From a reader who follows the Bridger wells and the Dvirnak wells (and I assume other wells in the area) pretty closely sent some notes and comments. There are two Dvirnak pads: one is completed and producing (two wells) and the other pad has three Dvirnak wells on
DRL status.
The reader writes, the most recent Dvirnak pad had gone from TA (temporary abandon) status on January 27, 2016; followed by a notice on February 19 to reclaim the pit; and, then, a new pit request on May 13; and is now back to drilling as of May 25, 2016.
To some, it may seem like a lot of unnecessary activity.
The reader wonders whether all this activity was related to NDIC rules requiring drilling to commence within a reasonable period after first spud, or whether the changes were due to economics and/or other reasons.
- 30139, drl, CLR, Dvirnak 4-7H2, a Three Forks second bench well, permit dated 12/4/2014.
A sundry form received February 10, 2016, has the [boiler plate] request that I see frequently when I visit EOG file reports: "[The named operator] respectfully requests permission to temporarily abandon [the named] well. [The named operator] plans to complete the well once commodity prices improve." This is done after the spud, and after casing was set and cemented and then tested for any leakage.
And as the reader noted, the reserve pit was reclaimed and re-seeded.

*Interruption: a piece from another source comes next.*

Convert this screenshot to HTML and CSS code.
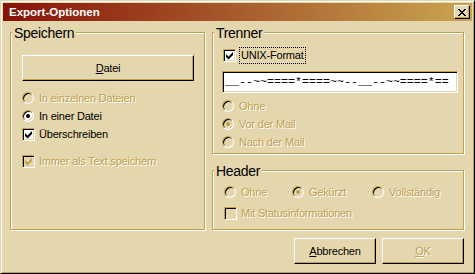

This particular well was originally spud 10/30/2015. Now, in May, 2016, they have brought the "big" rig into drill this well, and I assume the others as well.
A sundry form received May 18, 2016, suggests that drilling was ready to resume on this 6-well pad. Once drilled to depth, the operator has two years to complete the well, during which time the well is referred to as a DUC (drilled, uncompleted).
The reader noted the incurred costs that must be associated with reclaiming a pit, only to repeat the process a few months later. There would be many story lines here, many opinions, many thoughts, but it is what it is (at least for now) and the benefits of requiring this "digging a ditch only to refill it" mentality probably outweighs the alternative. Just my two cents worth.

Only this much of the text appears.